Since it was a Braille magazine, they probably type in the same Braille
characters. I'm not sure why the input and output questions are asked 
separately here? If the fonts on the screen or in the printed media are
different than the labels on the input device, then some tools will be
required to transcribe the information reliably. e.g. laser printers 
should have corresponding OCR scanners if the information is not human 

> d) what does the browser do with what the user typed
>    in order to turn it into the URL that was generated in (a).

Today the only alternative is to say the platform specific encoding 
of the server system must be %HH encoded as raw octets and published 
in the magazine, which the user enters as raw ascii strings, which is 
transmitted to the server where it is %HH decoded and handed to the local 
data store. i.e., it is only meaningful to the local server and is 
opaque to the magazine, the end user and the browser.

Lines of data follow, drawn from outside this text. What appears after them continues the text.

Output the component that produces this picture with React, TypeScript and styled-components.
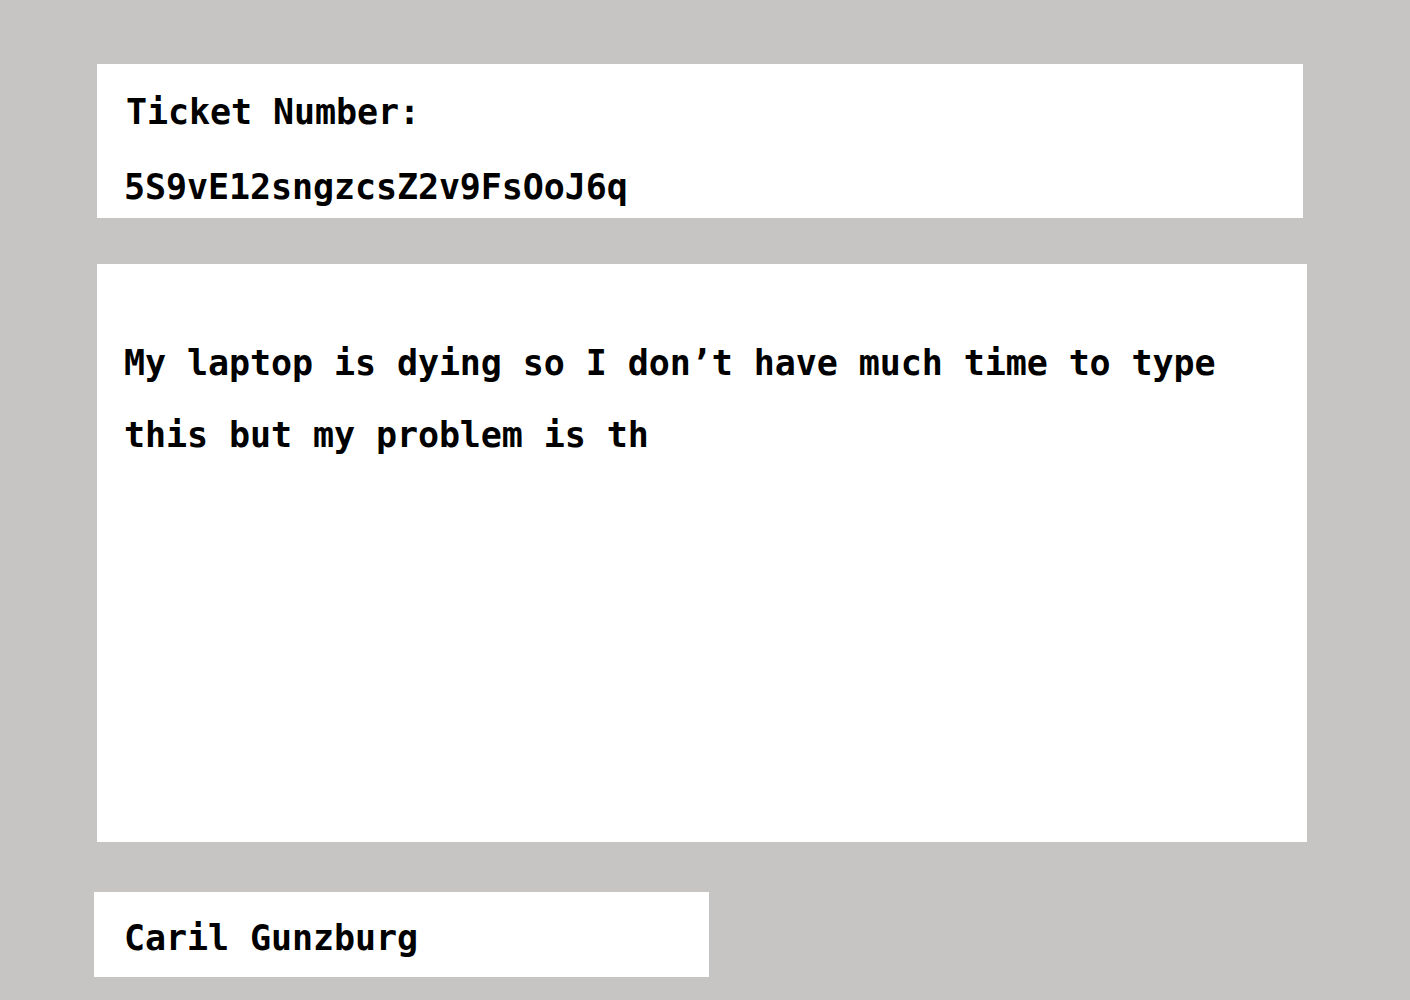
import React from "react";
import styled, { createGlobalStyle } from "styled-components";

const GlobalStyle = createGlobalStyle`
  html, body {
    margin: 0;
    padding: 0;
    background: #c6c5c3;
  }
  body {
    font-family: "DejaVu Sans Mono", "Liberation Mono", monospace;
    color: #000;
  }
`;

const App = () => {
  return (
    <>
      <GlobalStyle />
      <Page>
        <TicketCard>
          <Label>Ticket Number:</Label>
          <Value>5S9vE12sngzcsZ2v9FsOoJ6q</Value>
        </TicketCard>
        <MessageCard>
          My laptop is dying so I don’t have much time to type this but my
          problem is th
        </MessageCard>
        <NameCard>Caril Gunzburg</NameCard>
      </Page>
    </>
  );
};

const Page = styled.div`
  display: flex;
  flex-direction: column;
  align-items: flex-start;
  padding: 64px 0 0 97px;
  min-height: 936px;
`;
const Card = styled.div`
  background: #fff;
  box-sizing: border-box;
  font-size: 35px;
  font-weight: bold;
  letter-spacing: -0.08px;
`;
const TicketCard = styled(Card)`
  width: 1206px;
  height: 154px;
  padding: 28px 0 0 28px;
  display: flex;
  flex-direction: column;
  gap: 35px;
`;
const Label = styled.div`
  line-height: 40px;
  padding-left: 1px;
`;
const Value = styled.div`
  line-height: 40px;
  margin-left: -1px;
`;
const MessageCard = styled(Card)`
  margin-top: 46px;
  width: 1210px;
  height: 578px;
  padding: 63px 60px 0 27px;
  line-height: 72px;
`;
const NameCard = styled(Card)`
  margin-top: 50px;
  margin-left: -3px;
  width: 615px;
  height: 85px;
  padding: 26px 0 0 30px;
  line-height: 40px;
`;

export default App;
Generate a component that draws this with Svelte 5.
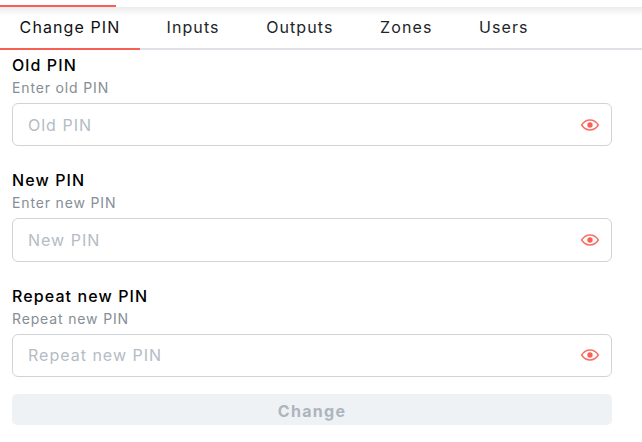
<script>
	const tabs = ['Change PIN', 'Inputs', 'Outputs', 'Zones', 'Users'];
	const fields = [
		{ label: 'Old PIN', hint: 'Enter old PIN', placeholder: 'Old PIN' },
		{ label: 'New PIN', hint: 'Enter new PIN', placeholder: 'New PIN' },
		{ label: 'Repeat new PIN', hint: 'Repeat new PIN', placeholder: 'Repeat new PIN' }
	];
</script>

<div class="page">
	<div class="progress"><div class="progress-fill"></div></div>
	<nav class="tabs">
		{#each tabs as tab, i}
			<button class="tab" class:active={i === 0}>{tab}</button>
		{/each}
	</nav>
	<form class="form">
		{#each fields as field}
			<div class="field">
				<div class="label">{field.label}</div>
				<div class="hint">{field.hint}</div>
				<div class="input-wrap">
					<input type="password" class="input" placeholder={field.placeholder} />
					<svg class="eye" viewBox="0 0 24 24" width="20" height="20" fill="none" stroke="#fb6f66" stroke-width="1.800">
						<path d="M2 12c2.600-4 6-6 10-6s7.400 2 10 6c-2.600 4-6 6-10 6s-7.400-2-10-6z" />
						<circle cx="12" cy="12" r="3.200" fill="#fa5f55" stroke="none" />
					</svg>
				</div>
			</div>
		{/each}
		<button class="submit" type="button" disabled>Change</button>
	</form>
</div>

<style>
	:global(body) {
		margin: 0;
		background: white;
	}

	.page {
		width: 642px;
		height: 442px;
		overflow: hidden;
		font-family: Inter, "Noto Sans", sans-serif;
	}

	.progress {
		height: 7px;
		display: flex;
		align-items: flex-end;
	}

	.progress-fill {
		width: 116px;
		height: 2px;
		background: #fa5f55;
	}

	.tabs {
		display: flex;
		gap: 6.500px;
		height: 43px;
		box-sizing: border-box;
		border-bottom: 2px solid #dee2e6;
		background: linear-gradient(#ececec, #fff 9px);
	}

	.tab {
		padding: 0 20px 1px;
		margin-bottom: -2px;
		border: 0;
		border-bottom: 2px solid transparent;
		background: none;
		font: inherit;
		font-size: 16px;
		letter-spacing: 1.100px;
		color: #212529;
		white-space: nowrap;
	}

	.tab.active {
		padding: 0 0 1px;
		width: 140px;
		border-bottom-color: #fa5f55;
		color: #111;
	}

	.form {
		padding: 5px 30px 0 12px;
		display: flex;
		flex-direction: column;
		gap: 17px;
	}

	.field + .field {
		margin-top: 7px;
	}

	.label {
		font-size: 16px;
		font-weight: 500;
		line-height: 20px;
		letter-spacing: 1.100px;
		color: #000;
	}

	.hint {
		font-size: 14px;
		line-height: 18px;
		margin-top: 4px;
		letter-spacing: 0.850px;
		color: #868e96;
	}

	.input-wrap {
		position: relative;
		margin-top: 6px;
	}

	.input {
		display: block;
		width: 100%;
		height: 43.400px;
		box-sizing: border-box;
		padding: 0 40px 0 15px;
		border: 1px solid #ced4da;
		border-radius: 6px;
		font: inherit;
		font-size: 16px;
		letter-spacing: 1px;
		outline: none;
	}

	.input::placeholder {
		color: #b4bcc4;
		opacity: 1;
	}

	.eye {
		position: absolute;
		right: 12px;
		top: 11.500px;
	}

	.submit {
		height: 31px;
		padding: 2px 0 0;
		border: 0;
		border-radius: 5px;
		background: #eff2f5;
		color: #adb5bd;
		font: inherit;
		font-size: 16px;
		font-weight: 700;
		letter-spacing: 1.300px;
	}
</style>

If the encoding is labeled (or known to be UTF8), then the magazine 
could publish either native character representation or a %HH escaped
URL. Similarly the browser could support input of native characters
or a %HH escaped URL. Finally, the %HH escaped UTF8 URL is transmitted 
to the server and converted for use in accessing the local resource.

I could be wrong, but this second scenario seems more transparent to users
in terms of the possibility of presenting meaningful names to a wider audience 
with more potential forms of user corrections when the URL is more
understandable to the user community.

> how does this work for 
>   1) Japanese (16-bit characters)

I'm not sure if the 16-bit character question is directed at eventually 
using binary URLs to eliminate the expansion problems of UTF8? e.g. Java
uses an internal 16-bit character. For now only 7-bit clean UTF8 %HH escaped
URLs are "on the table" for discussion in the gerneric URL syntax document.

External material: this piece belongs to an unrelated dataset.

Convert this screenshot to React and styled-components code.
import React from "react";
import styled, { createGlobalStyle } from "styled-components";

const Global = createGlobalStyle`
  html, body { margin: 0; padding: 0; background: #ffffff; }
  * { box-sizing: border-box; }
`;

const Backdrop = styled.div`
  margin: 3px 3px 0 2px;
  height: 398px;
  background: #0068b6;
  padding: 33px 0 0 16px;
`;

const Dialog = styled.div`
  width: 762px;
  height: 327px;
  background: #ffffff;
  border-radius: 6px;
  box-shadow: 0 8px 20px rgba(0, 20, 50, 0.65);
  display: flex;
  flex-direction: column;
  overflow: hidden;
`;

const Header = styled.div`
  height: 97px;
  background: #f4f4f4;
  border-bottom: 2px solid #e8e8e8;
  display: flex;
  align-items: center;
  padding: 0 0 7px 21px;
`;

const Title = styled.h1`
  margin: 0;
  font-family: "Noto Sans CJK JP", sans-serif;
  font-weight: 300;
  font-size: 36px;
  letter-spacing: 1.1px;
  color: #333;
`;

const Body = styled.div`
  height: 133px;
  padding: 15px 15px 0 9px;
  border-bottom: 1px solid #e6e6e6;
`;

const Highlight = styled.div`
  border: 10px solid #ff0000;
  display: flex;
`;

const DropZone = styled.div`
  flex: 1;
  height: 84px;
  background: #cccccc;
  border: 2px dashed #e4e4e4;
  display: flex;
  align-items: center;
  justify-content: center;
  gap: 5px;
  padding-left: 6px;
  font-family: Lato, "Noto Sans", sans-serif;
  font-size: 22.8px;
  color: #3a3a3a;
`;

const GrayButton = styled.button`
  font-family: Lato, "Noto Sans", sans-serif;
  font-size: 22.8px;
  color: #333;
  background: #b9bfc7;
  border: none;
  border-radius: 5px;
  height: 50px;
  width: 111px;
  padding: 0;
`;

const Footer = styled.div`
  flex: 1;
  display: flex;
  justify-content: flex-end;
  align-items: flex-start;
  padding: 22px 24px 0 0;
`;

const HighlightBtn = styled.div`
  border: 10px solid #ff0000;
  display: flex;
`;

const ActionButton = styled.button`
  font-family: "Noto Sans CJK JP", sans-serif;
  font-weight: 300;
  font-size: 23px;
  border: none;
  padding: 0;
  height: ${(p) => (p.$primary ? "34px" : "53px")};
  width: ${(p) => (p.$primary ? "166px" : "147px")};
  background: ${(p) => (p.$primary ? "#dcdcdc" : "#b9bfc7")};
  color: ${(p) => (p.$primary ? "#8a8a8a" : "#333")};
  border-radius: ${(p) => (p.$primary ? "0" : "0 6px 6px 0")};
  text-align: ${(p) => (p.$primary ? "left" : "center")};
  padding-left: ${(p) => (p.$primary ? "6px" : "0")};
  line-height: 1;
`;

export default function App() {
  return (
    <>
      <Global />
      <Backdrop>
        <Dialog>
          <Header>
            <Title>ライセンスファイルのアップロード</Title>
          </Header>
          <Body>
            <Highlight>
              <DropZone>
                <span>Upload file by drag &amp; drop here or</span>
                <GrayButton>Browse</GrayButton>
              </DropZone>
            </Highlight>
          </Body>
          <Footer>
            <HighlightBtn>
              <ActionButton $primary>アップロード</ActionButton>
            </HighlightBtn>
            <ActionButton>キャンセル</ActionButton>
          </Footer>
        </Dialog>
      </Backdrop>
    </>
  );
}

>   2) Hebrew (right to left)

If I understand the issue correctly, the moment a bidirectional character 
is permitted in a URL, the rendering could be ambiguous for "http://system/ABC"
vs. "http://system/CBA". I don't have a good answer for this situation.
Perhaps someone with "file manager" experience on a Hebrew platform could 
shed some light on what the typical conventions are used for navigating 
hierarchical file systems?

> What happens with "/" and the path components? How does
> directionality get represented? What are the considerations
> for ambiguity beyond the familiar 0O0O0O1l1l1l for ASCII?

In the NFS server specification rfc2055 section 6.1 they had to address the "/"
issue for "cononical vs native path" considerations. The simple answer is that 
"/" is separator for multi-component lookup consideration, whether the native
file system uses "/" or ":" or whatever internally. The escaped form for "%2f"
could be used when the name actually contains a "/".

> When the details of this are worked out, and we actually
> have something that works to allow non-ASCII URLs, then
> we can look and see if %xx-hex encoded UTF-8 encoded Unicode
> actually forms part of the solution. But it doesn't seem
> "trivial" to me, or at all certain that the current proposal
> is actually part of the solution.

If the current proposal doesn't solve the problem, where is the next place 
where a solution could be considered?  e.g., to address the security issue
a new URL scheme https was used to introduce SSL communication. Another 
approach could be to pursue an "executable  content" solution to a portion 
of the problem space. 

I think the I18N named resource problem is a real need in the market today.
It could be that I18N URLs are not the right way to meet that need. I'm opened
to other ways to meet that need, but so far the UTF8 %HH escaped proposal has 
appeared to be the most open and understandable approach.

	%HH escaped unspecified character set (current spec)
	%HH escaped ISO-8859-1 character set (common European practice)
	%HH escaped ISO-2022 character set (common Asian practice ?)
	%HH escaped UTF-8 Unicode 2.0 character set (proposed)

> Regards,
> Larry
> --

Thanks for still listening.